Jean-Guillaume Olette-Pelletier

A French Egyptologist has uncovered ancient “propaganda” supporting Pharoah Ramesses II, who some have identified as the Pharoah in power during the time Moses demanded the release of the Israelites, as recorded in the book of Exodus. Jean-Guillaume Olette-Pelletier, an Egyptologist from Paris-Sorbonne University and Institut Catholique de Paris, spent his idle time during the COVID-19 pandemic walking around the streets of Paris, where he passed by the 3,000-year-old Luxor Obelisk. During his walks, he began to notice something strange about the ancient hieroglyphs that adorned the Obelisk and began writing them down. “I would walk up to it and read the hieroglyphs on its surfaces to relax. At one point, I realized something unusual: The hieroglyphs’ meaning indicated a direction, that of the entrance to the portico of the Temple of Luxor. But that was just the beginning,” he told Sciences et Avenir’s Marine Benoit. In 2021, he received permission to climb the 70-foot obelisk for a closer look.

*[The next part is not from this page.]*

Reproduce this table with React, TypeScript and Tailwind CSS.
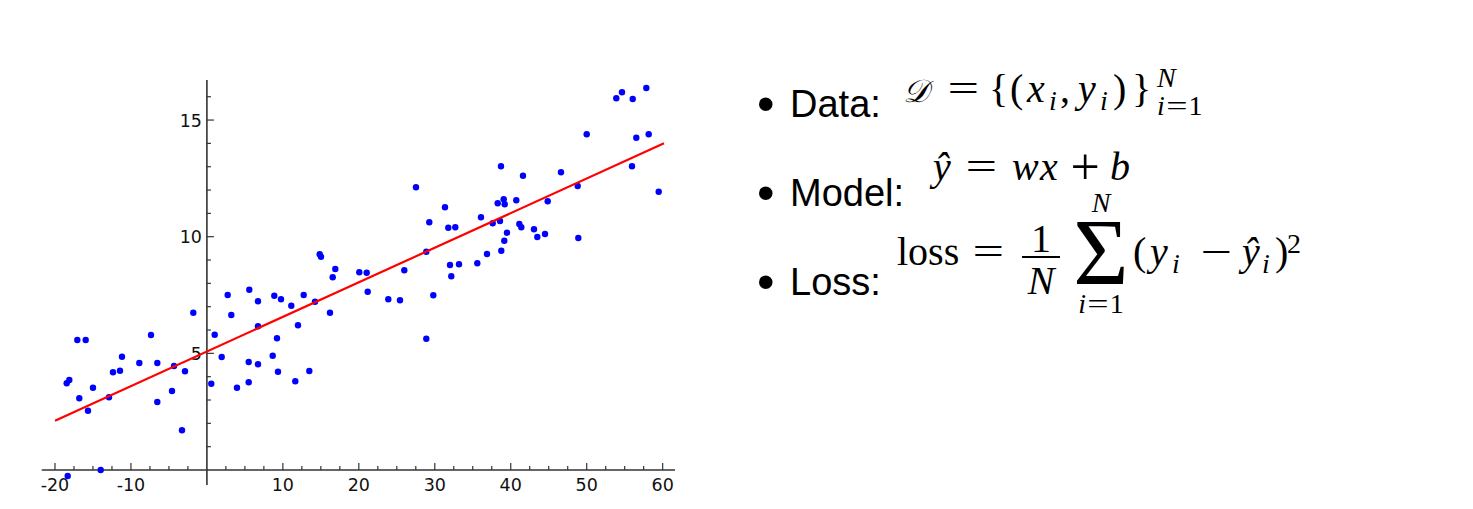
import React from "react";

const X0 = 206.9;
const XS = 7.596;
const Y0 = 470;
const YS = 23.33;
const px = (v: number) => X0 + v * XS;
const py = (v: number) => Y0 - v * YS;

const DOTS: [number, number][] = [
  [66.7, 383.3], [69.3, 380], [77.3, 340], [85.7, 340], [79.3, 398.3], [88, 410.7], [93, 387.7],
  [67.7, 476], [100.7, 470], [109, 397.3], [113, 372.3], [120, 370.7], [122, 356.7], [139.3, 363],
  [151, 335], [157.3, 363], [157.3, 402], [172, 391], [174, 366], [182, 430.3], [185, 371.3],
  [193.3, 312.7], [211.3, 383.7], [214.7, 334.7], [221.7, 357], [227.7, 295], [231.3, 315],
  [237, 387.7], [248.7, 382.3], [248.7, 362], [249.3, 289.7], [258, 301.3], [258, 326.3],
  [258, 364.3], [272.7, 355.7], [274.3, 295.7], [277, 338.3], [278, 371.7], [281, 299.3],
  [291.3, 305.7], [295.3, 381.3], [298, 325.3], [303.7, 295], [309.3, 371], [315, 301.7],
  [319.7, 254.3], [321, 256.7], [330, 312.7], [332.7, 277.3], [335.3, 269], [359.3, 272.3],
  [366.7, 272.7], [367.7, 291.7], [388.3, 299.3], [400, 300.3], [404.3, 270.3], [416, 187.3],
  [426.3, 251.7], [426.3, 338.7], [429.3, 222.3], [433.3, 295.3], [445, 207.3], [448.3, 227.7],
  [450, 265], [451.3, 276.3], [455.3, 227.3], [459, 264.3], [477.3, 263.3], [481, 217.3],
  [487, 254], [492.7, 223.3], [497.7, 203.3], [501, 166.3], [500, 221], [501.3, 250.7],
  [503.7, 199.3], [504.7, 204.3], [504.3, 240.7], [507, 232.7], [516.3, 200.3], [519.3, 224],
  [521.3, 227.3], [523, 175.7], [534, 229.3], [537.3, 237], [545, 234], [547.7, 201.3],
  [561, 172.3], [577.7, 186], [578.3, 238], [586.7, 134.3], [616.3, 98.3], [622, 92.3],
  [632.7, 99], [646.3, 88], [632, 166.3], [636.3, 137.7], [648.7, 134.3], [658.7, 191.7],
];

function Chart() {
  const xTicks: number[] = [];
  for (let v = -20; v <= 60; v += 2.5) if (v !== 0) xTicks.push(v);
  const yTicks: number[] = [];
  for (let v = 1; v <= 16; v++) yTicks.push(v);
  const axis = "#333333";
  return (
    <svg width={700} height={509} viewBox="0 0 700 509" className="shrink-0 block">
      <line x1={41.7} y1={Y0} x2={675} y2={Y0} stroke={axis} strokeWidth={1.6} />
      <line x1={X0} y1={80} x2={X0} y2={485} stroke={axis} strokeWidth={1.6} />
      {xTicks.map((v) => {
        const major = v % 10 === 0;
        return (
          <line key={"xt" + v} x1={px(v)} y1={Y0} x2={px(v)} y2={Y0 - (major ? 7 : 4)} stroke={axis} strokeWidth={1.2} />
        );
      })}
      {yTicks.map((v) => {
        const major = v % 5 === 0;
        return (
          <line key={"yt" + v} x1={X0} y1={py(v)} x2={X0 + (major ? 7 : 4)} y2={py(v)} stroke={axis} strokeWidth={1.2} />
        );
      })}
      {[-20, -10, 10, 20, 30, 40, 50, 60].map((v) => (
        <text key={"xl" + v} x={px(v)} y={491} textAnchor="middle" fontFamily="'DejaVu Sans', sans-serif" fontSize={17.5} fill="#111">
          {v}
        </text>
      ))}
      {[5, 10, 15].map((v) => (
        <text key={"yl" + v} x={202} y={py(v) + 6.6} textAnchor="end" fontFamily="'DejaVu Sans', sans-serif" fontSize={17.5} fill="#111">
          {v}
        </text>
      ))}
      {DOTS.map(([x, y], i) => (
        <circle key={"d" + i} cx={x} cy={y} r={3.2} fill="#0000ff" />
      ))}
      <line x1={55} y1={420.7} x2={664} y2={143.3} stroke="#ff0000" strokeWidth={2.2} />
    </svg>
  );
}

const mathBox =
  "font-['Liberation_Serif',serif] text-[40px] leading-[36px] whitespace-nowrap relative";

function Bullet() {
  return (
    <span className="w-[33px] shrink-0 text-[50px] leading-[20px] relative top-[4px]">•</span>
  );
}

function Eq() {
  return (
    <span className="inline-block w-[40px] text-center">
      <span className="inline-block scale-x-[1.4]">=</span>
    </span>
  );
}

function SmallEq() {
  return <span className="inline-block mx-[4px] scale-x-[1.35]">=</span>;
}

export default function App() {
  return (
    <div className="w-[1473px] h-[509px] bg-white flex overflow-hidden text-black">
      <Chart />
      <div className="flex flex-col pt-[85px] pl-[57px] font-['Liberation_Sans',Arial,sans-serif]">
        {/* Data */}
        <div className="flex items-baseline h-[89px] text-[38px] leading-none">
          <Bullet />
          <span className="w-[113px] shrink-0">Data:</span>
          <span className={`${mathBox} -top-[15px]`}>
            <span className="inline-block w-[40px] italic text-[32px]">𝒟</span>
            <Eq />
            <span className="inline-block w-[27px] pl-[6px]">{"{"}</span>
            <span className="inline-block w-[17px]">(</span>
            <span className="inline-block w-[22px] italic">x</span>
            <span className="inline-block w-[11px] italic text-[28px] relative top-[8px]">i</span>
            <span className="inline-block w-[18px]">,</span>
            <span className="inline-block w-[22px] italic">y</span>
            <span className="inline-block w-[13px] italic text-[28px] relative top-[8px]">i</span>
            <span className="inline-block w-[19px]">)</span>
            <span className="inline-block w-[23px]">{"}"}</span>
            <span className="inline-flex flex-col items-start text-[28px] leading-[28px] relative -top-[15px] ml-[2px]">
              <span className="italic">N</span>
              <span>
                <span className="italic">i</span>
                <SmallEq />
                1
              </span>
            </span>
          </span>
        </div>
        {/* Model */}
        <div className="flex items-baseline h-[89px] text-[38px] leading-none">
          <Bullet />
          <span className="w-[143px] shrink-0">Model:</span>
          <span className={`${mathBox} -top-[26px]`}>
            <span className="inline-block w-[28px] italic">ŷ</span>
            <Eq />
            <span className="inline-block w-[28px] ml-[11px] italic">w</span>
            <span className="inline-block w-[20px] italic">x</span>
            <span className="inline-block w-[50px] text-center">
              <span className="inline-block scale-[1.3]">+</span>
            </span>
            <span className="italic">b</span>
          </span>
        </div>
        {/* Loss */}
        <div className="flex items-baseline h-[89px] text-[38px] leading-none">
          <Bullet />
          <span className="w-[107px] shrink-0">Loss:</span>
          <span className={`${mathBox} -top-[30px]`}>
            <span className="inline-block w-[71px]">loss</span>
            <Eq />
            <span className="inline-flex flex-col items-center w-[50px] ml-[8px] relative -top-[13px]">
              <span className="leading-[34px]">1</span>
              <span className="h-[1.5px] w-[38px] bg-black"></span>
              <span className="italic leading-none mt-[3px]">N</span>
            </span>
            <span className="inline-flex flex-col items-center w-[64px] ml-[3px] relative -top-[53px]">
              <span className="italic text-[28px] leading-[28px]">N</span>
              <span className="block text-[95px] leading-[73px]">Σ</span>
              <span className="text-[28px] leading-[28px]">
                <span className="italic">i</span>
                <SmallEq />
                1
              </span>
            </span>
            <span className="inline-block w-[17px]">(</span>
            <span className="inline-block w-[22px] italic">y</span>
            <span className="inline-block w-[22px] italic text-[28px] relative top-[8px]">i</span>
            <span className="inline-block w-[44px] text-center">
              <span className="inline-block scale-x-[1.4]">−</span>
            </span>
            <span className="inline-block w-[24px] pl-[4px] italic">ŷ</span>
            <span className="inline-block w-[13px] italic text-[28px] relative top-[8px]">i</span>
            <span className="inline-block w-[12px]">)</span>
            <span className="text-[28px] relative -top-[12px]">2</span>
          </span>
        </div>
      </div>
    </div>
  );
}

What Olette-Pelletier found were seven cryptographies, or codes. “It was a message from Ramesses II to the nobility,” he told Fox News. “The nobility, able to read cryptographies, might be tempted by an overthrow of power since Ramesses II was not born of theogamy and therefore not divine by birth,” he said, noting that Ramesses was born before his father, Seti I became Pharoah, meaning he would not have been considered divine. The placing of the codes indicates the intended audience, according to Olette-Pelletier. “Given the angle of approach, the nobility would have seen the hidden message and reflected: ‘the king confirms himself as god incarnate, who cannot be dethroned. It was propaganda aimed at the very high intellectual elite,” he said in an email.

Having taken power at the age of 25, considered late for a Pharoah, and having been born outside of divinity, Ramsses had to spend much of his reign establishing his right to rule. “[Ramesses II] spent the first two years of his reign emphasizing his divinity with his wife Nefertari by paying homage at Egypt’s great shrines, and by buying priests. In the process, he changed his name from Usermaatra to Usermaatra Setepenra, [which means] ‘chosen of Ra,’” said Olette-Pelletier. Ramesses’s use of codes also “underlined his divine knowledge.” Ollette-Pelletier said it was another example of the mysteries left for Egyptologists. “The use of hieroglyphic cryptography allows us to provide a new reading of pharaonic texts. It’s an example proving that Egyptology still holds a lot of things waiting to be discovered.”